Feeling it. I don't know your situation or anything about your relationship, obviously, but you might want to give some thought about why you seem to have taken responsibility for his affair. I think this might need challenging, you see.
I understand why it happens - unfortunately you even see people writing on here with their beliefs that betrayed partners are somehow to blame for adultery and more still that peddle the belief that affairs only happen in unhappy marriages. I think so many people still think this - and they have a huge investment in clinging to those beliefs because then they can also believe infidelity will never happen to them. That they can "control" whether their partners are unfaithful or not. I was that woman, so I understand it.
When it actually happens to us, amidst all the shock and realisation that we weren't in fact able to control what our husbands did, there is a need to find a reason for why this happened. In doing so, we are hoping that if we somehow behaved differently in future, we can control it happening again. This is, I suspect where you're at. You're finding comfort that you didn't respond enthusiastically to "date nights" and so if you put more effort in now, you will somehow be able to stop infidelity happening again.
But the problem with this is that it doesn't address his behaviour and his choices. Adultery is actually a pretty extreme way of expressing dissatisfaction with a relationship. Does it seem to your logical, rational self an adult, balanced way of expressing discontent? Did it occur to you before all this that he might have an affair? I'll bet it didn't.
One of the reasons I believe my H and I have been able to rebuild was that he never once blamed me or problems in our relationship for his infidelity. He saw this as a problem in him and therefore took himself off to counselling to get to the bottom of his behaviour, which was so inconsistent with the values he'd always cherished. In the final analysis, he told me that he would never be able to do it himself again, let alone me. He set about a difficult journey understanding how his previous traits of emotional retardation, low emotional intelligence and selfishness were in fact the perfect breeding ground for infidelity.
In a nutshell, the changes he made to himself were the most effective methods of preventing his further infidelity. If you've read Not Just Friends, you will see that Shirley Glass helpfully challenges the notion that betrayers weren't "getting enough" from their primary partner and asserts that in reality, they weren't "giving enough" to the relationship.

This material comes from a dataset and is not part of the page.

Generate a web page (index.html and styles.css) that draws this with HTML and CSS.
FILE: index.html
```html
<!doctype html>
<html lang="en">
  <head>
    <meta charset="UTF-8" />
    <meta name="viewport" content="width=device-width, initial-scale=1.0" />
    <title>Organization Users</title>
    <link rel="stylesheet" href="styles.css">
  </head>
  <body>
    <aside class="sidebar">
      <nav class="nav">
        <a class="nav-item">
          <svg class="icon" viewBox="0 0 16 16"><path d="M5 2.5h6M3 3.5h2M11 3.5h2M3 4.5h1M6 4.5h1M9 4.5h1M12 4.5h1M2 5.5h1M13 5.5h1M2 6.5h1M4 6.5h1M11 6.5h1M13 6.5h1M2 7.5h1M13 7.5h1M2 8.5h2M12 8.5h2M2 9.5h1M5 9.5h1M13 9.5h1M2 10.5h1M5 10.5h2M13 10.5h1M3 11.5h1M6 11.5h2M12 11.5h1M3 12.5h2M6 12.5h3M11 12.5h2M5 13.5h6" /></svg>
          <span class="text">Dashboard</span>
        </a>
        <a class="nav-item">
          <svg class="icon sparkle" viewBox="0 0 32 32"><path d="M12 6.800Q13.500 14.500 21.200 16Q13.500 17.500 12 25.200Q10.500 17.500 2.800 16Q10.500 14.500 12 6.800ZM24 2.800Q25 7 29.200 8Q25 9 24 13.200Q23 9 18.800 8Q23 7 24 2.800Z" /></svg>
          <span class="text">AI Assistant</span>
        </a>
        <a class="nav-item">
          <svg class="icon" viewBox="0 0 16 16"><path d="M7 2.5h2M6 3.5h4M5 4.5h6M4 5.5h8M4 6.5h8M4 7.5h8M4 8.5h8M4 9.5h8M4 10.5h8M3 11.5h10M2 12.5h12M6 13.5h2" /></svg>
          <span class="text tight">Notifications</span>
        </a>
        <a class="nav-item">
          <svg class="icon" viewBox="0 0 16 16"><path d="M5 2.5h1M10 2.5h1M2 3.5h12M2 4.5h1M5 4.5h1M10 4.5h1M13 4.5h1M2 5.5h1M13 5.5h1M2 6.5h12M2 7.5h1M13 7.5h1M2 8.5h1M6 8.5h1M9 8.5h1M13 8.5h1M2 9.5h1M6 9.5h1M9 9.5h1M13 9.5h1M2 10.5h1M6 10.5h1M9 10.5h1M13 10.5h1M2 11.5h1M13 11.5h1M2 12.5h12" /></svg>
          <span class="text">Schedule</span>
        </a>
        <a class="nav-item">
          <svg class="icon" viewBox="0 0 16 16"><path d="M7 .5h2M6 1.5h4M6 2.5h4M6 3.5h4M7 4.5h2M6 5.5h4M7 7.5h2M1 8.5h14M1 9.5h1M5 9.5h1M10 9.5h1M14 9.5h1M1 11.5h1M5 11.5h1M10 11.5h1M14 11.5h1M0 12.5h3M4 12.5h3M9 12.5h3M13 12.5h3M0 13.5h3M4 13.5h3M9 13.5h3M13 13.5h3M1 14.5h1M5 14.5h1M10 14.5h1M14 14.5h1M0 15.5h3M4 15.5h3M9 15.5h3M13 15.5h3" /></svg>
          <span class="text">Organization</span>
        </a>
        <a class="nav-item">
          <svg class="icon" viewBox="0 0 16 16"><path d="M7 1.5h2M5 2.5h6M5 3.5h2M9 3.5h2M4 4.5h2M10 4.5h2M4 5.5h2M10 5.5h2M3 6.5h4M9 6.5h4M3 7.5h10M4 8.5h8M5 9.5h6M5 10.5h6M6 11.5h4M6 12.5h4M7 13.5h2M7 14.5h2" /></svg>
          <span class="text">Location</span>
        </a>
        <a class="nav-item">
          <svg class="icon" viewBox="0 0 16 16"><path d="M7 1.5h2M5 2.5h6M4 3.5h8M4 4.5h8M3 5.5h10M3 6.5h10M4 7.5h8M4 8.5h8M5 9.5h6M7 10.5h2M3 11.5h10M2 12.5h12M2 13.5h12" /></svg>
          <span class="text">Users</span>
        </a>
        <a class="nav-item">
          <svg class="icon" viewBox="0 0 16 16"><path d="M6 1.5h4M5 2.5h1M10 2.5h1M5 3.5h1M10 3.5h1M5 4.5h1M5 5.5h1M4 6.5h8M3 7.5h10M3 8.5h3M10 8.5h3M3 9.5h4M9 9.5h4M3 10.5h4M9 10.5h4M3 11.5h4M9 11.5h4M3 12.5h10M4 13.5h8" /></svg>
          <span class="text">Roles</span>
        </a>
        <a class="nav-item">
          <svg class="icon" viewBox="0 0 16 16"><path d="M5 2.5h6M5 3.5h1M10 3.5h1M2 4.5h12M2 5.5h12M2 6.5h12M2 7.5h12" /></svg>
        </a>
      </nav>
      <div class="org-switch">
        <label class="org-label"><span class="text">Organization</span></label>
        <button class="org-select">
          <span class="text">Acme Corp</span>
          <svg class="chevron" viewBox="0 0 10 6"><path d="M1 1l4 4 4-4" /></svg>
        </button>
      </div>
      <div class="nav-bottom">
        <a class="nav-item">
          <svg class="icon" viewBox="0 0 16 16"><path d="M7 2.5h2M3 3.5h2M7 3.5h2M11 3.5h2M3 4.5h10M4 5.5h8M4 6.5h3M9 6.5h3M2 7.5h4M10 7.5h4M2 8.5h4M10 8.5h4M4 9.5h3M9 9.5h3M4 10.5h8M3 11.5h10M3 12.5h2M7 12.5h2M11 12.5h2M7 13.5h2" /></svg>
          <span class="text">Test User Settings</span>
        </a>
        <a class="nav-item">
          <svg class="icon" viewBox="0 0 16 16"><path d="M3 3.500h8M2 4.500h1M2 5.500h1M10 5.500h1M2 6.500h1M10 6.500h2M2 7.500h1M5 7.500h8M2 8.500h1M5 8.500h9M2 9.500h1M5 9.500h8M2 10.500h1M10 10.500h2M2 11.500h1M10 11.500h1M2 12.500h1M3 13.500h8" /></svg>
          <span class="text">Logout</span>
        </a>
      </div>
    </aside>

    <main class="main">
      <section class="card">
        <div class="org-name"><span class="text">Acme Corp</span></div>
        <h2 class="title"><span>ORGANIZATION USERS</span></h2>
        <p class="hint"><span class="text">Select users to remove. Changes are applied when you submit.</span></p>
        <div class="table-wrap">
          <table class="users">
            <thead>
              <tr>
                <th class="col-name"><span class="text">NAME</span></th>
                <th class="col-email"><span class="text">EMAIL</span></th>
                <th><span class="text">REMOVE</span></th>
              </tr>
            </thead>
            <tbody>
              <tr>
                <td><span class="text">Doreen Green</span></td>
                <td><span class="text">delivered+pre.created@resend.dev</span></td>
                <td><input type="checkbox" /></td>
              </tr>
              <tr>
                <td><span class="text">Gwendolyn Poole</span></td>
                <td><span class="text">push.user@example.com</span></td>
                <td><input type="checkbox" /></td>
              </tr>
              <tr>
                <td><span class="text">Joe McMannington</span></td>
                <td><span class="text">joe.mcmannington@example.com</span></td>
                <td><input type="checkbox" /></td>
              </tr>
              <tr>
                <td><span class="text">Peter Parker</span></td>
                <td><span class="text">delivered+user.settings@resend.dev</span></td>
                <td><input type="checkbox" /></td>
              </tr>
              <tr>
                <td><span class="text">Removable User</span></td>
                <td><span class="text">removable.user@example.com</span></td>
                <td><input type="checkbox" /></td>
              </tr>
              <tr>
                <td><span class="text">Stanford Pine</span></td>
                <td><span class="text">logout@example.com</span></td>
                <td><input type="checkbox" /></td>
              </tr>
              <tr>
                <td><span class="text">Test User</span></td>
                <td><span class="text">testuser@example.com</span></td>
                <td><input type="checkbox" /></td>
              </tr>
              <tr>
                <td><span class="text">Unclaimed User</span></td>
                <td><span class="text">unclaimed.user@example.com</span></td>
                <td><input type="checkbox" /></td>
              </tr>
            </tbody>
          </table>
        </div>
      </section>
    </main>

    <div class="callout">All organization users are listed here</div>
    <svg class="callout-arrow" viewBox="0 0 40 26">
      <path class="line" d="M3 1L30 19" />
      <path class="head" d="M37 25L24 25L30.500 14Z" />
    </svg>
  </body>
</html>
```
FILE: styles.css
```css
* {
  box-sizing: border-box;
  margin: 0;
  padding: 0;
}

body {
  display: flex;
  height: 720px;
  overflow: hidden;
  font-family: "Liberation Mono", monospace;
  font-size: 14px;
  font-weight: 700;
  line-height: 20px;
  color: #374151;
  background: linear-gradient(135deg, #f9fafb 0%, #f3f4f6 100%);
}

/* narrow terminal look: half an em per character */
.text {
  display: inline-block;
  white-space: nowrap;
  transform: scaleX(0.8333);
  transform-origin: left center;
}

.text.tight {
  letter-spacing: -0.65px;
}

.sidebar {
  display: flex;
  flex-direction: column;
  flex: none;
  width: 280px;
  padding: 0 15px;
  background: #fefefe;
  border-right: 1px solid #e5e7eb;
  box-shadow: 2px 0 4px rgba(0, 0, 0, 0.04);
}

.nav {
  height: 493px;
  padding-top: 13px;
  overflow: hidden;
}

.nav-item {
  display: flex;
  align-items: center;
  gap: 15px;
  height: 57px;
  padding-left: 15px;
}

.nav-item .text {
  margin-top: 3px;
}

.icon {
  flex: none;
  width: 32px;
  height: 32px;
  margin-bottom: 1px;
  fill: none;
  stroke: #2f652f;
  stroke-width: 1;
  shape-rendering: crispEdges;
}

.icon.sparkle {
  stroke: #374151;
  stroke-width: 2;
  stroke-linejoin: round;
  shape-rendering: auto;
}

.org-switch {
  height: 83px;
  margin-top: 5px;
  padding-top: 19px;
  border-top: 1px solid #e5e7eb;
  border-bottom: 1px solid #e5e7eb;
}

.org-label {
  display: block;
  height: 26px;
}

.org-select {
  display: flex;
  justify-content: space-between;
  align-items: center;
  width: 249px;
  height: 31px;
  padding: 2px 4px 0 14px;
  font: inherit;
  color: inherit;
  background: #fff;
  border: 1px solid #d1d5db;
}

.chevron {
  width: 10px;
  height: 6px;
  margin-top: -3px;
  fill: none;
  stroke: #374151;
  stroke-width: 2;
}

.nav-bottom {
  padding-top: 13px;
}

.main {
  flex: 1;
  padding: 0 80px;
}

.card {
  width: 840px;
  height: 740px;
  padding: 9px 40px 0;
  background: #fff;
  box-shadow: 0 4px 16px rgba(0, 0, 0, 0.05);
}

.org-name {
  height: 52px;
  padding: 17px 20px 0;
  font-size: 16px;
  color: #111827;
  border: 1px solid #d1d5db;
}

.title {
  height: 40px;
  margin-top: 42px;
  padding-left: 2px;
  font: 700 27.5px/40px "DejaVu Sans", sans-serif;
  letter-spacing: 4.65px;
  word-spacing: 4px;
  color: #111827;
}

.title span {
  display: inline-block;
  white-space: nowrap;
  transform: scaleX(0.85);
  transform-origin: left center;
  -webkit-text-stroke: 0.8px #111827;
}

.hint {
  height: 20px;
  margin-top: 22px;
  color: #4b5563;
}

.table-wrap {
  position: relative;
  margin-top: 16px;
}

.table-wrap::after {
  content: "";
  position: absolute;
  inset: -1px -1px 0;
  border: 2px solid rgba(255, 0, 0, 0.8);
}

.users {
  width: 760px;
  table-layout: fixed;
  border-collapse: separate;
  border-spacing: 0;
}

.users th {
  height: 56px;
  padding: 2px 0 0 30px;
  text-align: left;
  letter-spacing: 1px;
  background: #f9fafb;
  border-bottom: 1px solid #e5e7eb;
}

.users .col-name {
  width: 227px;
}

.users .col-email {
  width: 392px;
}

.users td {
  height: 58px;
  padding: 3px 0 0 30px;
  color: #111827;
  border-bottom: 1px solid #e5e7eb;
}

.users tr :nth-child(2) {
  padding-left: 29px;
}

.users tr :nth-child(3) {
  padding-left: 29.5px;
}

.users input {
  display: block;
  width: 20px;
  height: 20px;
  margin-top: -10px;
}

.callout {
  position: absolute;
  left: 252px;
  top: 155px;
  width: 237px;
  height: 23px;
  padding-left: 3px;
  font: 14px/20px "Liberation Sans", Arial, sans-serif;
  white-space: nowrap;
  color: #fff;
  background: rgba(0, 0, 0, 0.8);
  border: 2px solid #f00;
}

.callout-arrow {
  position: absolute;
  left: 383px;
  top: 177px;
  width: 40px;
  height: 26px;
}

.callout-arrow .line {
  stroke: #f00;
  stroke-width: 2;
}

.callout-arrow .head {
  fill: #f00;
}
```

When my husband had his affair, it would never have occurred to him that he wasn't giving enough, but neither did he think he wasn't getting enough from our relationship. His internal "permission-giving" process for having an affair was therefore not that our marriage was lacking - in fact his justifications were pretty puerile - an escape from the stress he was undergoing at work, an ego boost and an adventure he'd never had before. Even then, it took him 10 months to give himself permission to do this and in order for that permission to be given, it was necessary for him to distance himself from me to create anything like a justification. He freely admits that when the friendship started with OW, we were in such a good place in our marriage that infidelity would have been unthinkable. He therefore needed to weaken our connection in order to do this, but he wasn't aware at the time that this was what he was doing.

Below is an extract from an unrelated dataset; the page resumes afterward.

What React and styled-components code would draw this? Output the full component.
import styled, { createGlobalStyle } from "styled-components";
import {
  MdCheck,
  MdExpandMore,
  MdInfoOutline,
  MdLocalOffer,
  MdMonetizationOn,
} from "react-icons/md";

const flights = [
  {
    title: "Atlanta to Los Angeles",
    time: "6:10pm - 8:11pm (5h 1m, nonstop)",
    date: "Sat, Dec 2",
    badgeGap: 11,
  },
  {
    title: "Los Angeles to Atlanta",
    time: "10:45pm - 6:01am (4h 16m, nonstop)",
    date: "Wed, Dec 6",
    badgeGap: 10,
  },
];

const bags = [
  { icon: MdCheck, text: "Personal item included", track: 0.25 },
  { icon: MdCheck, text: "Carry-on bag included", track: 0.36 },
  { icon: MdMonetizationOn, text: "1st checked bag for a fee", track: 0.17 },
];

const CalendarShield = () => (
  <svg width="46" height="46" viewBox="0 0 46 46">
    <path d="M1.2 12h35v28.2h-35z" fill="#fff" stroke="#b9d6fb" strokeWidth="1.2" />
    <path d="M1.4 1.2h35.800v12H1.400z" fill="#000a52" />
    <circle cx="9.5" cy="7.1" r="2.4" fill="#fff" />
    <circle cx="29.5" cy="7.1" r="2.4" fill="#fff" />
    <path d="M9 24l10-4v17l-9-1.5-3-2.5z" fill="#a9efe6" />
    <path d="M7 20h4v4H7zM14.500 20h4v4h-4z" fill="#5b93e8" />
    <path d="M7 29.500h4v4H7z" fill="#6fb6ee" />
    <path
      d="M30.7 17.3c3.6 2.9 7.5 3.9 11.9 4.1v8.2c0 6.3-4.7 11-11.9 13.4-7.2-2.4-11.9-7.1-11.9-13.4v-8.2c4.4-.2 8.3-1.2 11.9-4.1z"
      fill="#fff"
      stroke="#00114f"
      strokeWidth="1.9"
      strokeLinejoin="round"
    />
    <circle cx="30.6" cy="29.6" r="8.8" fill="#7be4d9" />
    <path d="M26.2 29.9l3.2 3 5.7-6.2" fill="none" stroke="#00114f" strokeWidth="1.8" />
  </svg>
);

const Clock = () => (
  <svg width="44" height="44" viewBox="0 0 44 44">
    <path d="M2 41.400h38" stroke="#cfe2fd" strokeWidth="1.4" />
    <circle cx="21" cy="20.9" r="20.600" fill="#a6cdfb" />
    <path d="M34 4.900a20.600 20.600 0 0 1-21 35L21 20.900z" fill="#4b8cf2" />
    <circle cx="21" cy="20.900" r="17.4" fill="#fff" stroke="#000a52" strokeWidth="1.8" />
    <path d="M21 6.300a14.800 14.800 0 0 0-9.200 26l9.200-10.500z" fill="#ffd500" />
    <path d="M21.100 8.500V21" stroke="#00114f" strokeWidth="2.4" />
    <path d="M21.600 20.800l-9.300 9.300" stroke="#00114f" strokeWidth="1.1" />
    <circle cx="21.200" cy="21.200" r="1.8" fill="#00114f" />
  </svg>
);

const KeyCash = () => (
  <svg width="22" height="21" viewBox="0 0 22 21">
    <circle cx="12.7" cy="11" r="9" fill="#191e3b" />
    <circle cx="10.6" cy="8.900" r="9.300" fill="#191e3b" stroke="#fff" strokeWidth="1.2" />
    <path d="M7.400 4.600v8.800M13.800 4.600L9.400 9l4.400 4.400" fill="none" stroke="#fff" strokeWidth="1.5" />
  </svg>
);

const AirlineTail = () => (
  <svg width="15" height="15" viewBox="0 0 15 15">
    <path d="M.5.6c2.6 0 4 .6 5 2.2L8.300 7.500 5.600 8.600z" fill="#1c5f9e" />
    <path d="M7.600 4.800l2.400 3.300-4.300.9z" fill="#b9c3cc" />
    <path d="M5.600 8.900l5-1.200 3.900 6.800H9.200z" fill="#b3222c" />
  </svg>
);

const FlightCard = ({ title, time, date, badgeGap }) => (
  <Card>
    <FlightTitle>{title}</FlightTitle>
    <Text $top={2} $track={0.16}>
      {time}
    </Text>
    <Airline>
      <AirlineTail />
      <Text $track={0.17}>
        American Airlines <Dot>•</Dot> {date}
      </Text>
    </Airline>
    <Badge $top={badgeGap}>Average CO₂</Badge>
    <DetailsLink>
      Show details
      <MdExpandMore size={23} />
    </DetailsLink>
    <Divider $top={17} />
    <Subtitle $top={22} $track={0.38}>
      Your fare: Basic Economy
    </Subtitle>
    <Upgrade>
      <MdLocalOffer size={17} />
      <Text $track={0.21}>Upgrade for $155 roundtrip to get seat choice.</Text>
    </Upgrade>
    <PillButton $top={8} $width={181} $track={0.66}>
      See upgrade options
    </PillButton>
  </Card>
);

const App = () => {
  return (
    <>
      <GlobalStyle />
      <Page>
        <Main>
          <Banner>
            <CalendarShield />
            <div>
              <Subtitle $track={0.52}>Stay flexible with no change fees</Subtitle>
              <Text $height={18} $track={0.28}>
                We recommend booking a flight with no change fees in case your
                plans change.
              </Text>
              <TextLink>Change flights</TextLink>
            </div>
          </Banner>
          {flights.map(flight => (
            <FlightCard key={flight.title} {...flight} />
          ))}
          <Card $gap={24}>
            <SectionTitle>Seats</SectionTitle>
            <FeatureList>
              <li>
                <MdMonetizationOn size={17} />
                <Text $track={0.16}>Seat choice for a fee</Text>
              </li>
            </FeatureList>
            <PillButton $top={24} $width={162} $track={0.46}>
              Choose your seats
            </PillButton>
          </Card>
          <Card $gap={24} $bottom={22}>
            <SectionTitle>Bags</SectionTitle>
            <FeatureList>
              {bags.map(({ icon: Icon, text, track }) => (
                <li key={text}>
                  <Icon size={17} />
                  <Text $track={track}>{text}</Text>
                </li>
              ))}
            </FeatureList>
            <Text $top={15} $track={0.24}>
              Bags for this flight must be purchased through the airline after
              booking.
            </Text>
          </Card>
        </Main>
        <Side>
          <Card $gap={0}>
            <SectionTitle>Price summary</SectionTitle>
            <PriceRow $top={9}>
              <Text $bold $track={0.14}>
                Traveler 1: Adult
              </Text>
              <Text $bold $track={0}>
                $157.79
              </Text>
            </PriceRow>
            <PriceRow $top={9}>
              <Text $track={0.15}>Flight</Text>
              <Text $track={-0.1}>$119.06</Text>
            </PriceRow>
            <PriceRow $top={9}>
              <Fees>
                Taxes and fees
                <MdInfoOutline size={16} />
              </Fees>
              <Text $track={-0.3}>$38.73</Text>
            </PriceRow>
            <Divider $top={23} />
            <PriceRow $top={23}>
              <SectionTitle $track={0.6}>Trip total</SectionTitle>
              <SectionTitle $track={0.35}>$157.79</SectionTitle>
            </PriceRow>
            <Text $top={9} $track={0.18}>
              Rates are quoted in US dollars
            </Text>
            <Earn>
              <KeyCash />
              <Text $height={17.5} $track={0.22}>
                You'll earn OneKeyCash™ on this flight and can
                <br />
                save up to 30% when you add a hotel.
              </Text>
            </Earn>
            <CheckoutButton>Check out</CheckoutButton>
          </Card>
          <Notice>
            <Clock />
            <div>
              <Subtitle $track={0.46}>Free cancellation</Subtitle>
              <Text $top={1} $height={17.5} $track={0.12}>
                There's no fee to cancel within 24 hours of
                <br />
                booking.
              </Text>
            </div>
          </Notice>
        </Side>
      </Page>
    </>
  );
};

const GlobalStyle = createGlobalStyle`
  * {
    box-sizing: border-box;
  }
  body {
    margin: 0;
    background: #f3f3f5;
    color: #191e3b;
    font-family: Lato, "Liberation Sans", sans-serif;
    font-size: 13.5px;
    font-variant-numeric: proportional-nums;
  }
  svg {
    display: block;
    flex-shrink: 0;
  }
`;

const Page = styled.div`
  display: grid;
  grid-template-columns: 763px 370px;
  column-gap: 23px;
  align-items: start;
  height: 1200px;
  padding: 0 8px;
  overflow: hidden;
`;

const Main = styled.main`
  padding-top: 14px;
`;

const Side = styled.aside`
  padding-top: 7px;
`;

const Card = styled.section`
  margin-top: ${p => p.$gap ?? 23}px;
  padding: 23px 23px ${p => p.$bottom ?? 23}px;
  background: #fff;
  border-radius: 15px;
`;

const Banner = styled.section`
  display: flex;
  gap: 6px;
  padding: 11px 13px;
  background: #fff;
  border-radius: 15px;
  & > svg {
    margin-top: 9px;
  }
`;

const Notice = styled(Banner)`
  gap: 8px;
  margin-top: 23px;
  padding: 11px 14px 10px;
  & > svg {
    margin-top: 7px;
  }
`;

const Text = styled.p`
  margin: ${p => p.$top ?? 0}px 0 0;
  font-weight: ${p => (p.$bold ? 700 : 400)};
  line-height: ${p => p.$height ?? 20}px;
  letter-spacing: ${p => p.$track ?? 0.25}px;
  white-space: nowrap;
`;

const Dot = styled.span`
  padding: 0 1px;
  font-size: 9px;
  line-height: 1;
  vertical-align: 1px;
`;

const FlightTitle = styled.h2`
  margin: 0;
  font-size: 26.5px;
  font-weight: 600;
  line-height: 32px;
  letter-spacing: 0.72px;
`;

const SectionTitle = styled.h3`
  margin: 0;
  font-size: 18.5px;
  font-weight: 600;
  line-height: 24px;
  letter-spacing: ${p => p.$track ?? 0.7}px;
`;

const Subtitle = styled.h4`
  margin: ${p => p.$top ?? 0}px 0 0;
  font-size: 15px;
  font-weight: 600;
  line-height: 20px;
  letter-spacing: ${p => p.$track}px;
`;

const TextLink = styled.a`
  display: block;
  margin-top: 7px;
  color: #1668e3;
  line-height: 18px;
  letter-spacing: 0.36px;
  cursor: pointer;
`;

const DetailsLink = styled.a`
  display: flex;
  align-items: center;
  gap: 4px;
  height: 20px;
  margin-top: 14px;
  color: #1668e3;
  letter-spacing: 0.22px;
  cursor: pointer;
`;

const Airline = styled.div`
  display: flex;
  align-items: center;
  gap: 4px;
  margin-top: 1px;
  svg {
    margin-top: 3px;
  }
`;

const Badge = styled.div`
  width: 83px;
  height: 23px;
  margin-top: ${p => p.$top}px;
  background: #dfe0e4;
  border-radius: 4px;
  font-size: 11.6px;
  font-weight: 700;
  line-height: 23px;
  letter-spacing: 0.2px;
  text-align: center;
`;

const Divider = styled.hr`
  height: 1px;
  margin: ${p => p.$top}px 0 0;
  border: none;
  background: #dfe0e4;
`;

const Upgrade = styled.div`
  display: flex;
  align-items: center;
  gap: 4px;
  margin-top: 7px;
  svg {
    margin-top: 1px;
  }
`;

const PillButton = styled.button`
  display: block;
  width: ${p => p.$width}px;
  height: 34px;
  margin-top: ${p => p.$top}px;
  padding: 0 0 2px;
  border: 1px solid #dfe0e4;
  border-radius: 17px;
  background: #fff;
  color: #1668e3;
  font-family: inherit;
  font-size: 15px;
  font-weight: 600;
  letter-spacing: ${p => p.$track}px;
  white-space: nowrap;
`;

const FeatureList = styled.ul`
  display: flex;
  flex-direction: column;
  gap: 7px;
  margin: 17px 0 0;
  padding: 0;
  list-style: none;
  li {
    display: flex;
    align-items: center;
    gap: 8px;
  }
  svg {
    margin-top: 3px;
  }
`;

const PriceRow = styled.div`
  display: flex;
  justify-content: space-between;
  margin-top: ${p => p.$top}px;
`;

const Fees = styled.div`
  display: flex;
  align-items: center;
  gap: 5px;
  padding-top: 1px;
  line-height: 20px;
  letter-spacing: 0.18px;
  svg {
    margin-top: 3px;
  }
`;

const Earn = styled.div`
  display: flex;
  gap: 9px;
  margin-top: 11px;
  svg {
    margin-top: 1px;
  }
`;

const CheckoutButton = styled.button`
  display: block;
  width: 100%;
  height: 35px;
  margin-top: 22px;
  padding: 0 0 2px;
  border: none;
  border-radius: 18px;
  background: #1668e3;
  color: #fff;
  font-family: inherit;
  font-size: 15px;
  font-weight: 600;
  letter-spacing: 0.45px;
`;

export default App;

It is natural for us betrayed to look for faults in ourselves and the marriage - and despite what I've said above, I can see how our marriage is infinitely better and richer than it was pre-affair. But we can both see now with absolute clarity that as soon as my H started giving more - specifically emotional honesty and selflessness, I responded in kind.
You tell us that things were wonderful before he went into therapy and met OW. Trust that memory. Yes, I do think your H is re-writing history and is trying to evade responsibility for what were ultimately his choices. A really good counsellor (Oh, if only you were seeing Shirley Glass or Frank Pittman) would be able to see through what he is doing and confront his behaviour. The counsellor is colluding with this and so yes, I do think you need to ask the counsellor how much experience they have of infidelity therapy and also what their own views are on why affairs happen. If you get any sense that they lack proper experience or have beliefs that affairs are always a sign that a relationship is not working, then find another counsellor.
If you don't believe me, have a look at the thread about women having affairs - notice the justifications they give for why they are being unfaithful. Not one of them is introspective enough to wonder whether they are somehow lacking in themselves to choose behaviour that they fundamentally believe to be wrong and destructive. It's much safer - and less challenging - to believe that they aren't "getting enough" from their primary relationships, when I would rather they question any narcissistic traits they might have, what they haven't been "giving" and indeed, why they haven't left their relationships before embarking on their affairs.
Then consider the people we all know who are repeatedly unfaithful, within the same relationship, or in successive ones. Is it really plausible that in all their relationships, they weren't getting enough from their partner and this led them to seek comfort from elsewhere. Or is it more plausible that there is a weakness in them and that this is, in fact, the common denominator? The problem is with the infidel, not their partners. Until they address this, they will go on repeating the same mistakes.
Your H is the one who has behaved destructively. Ignoring such an extreme behaviour choice as infidelity will not help you move on as a couple.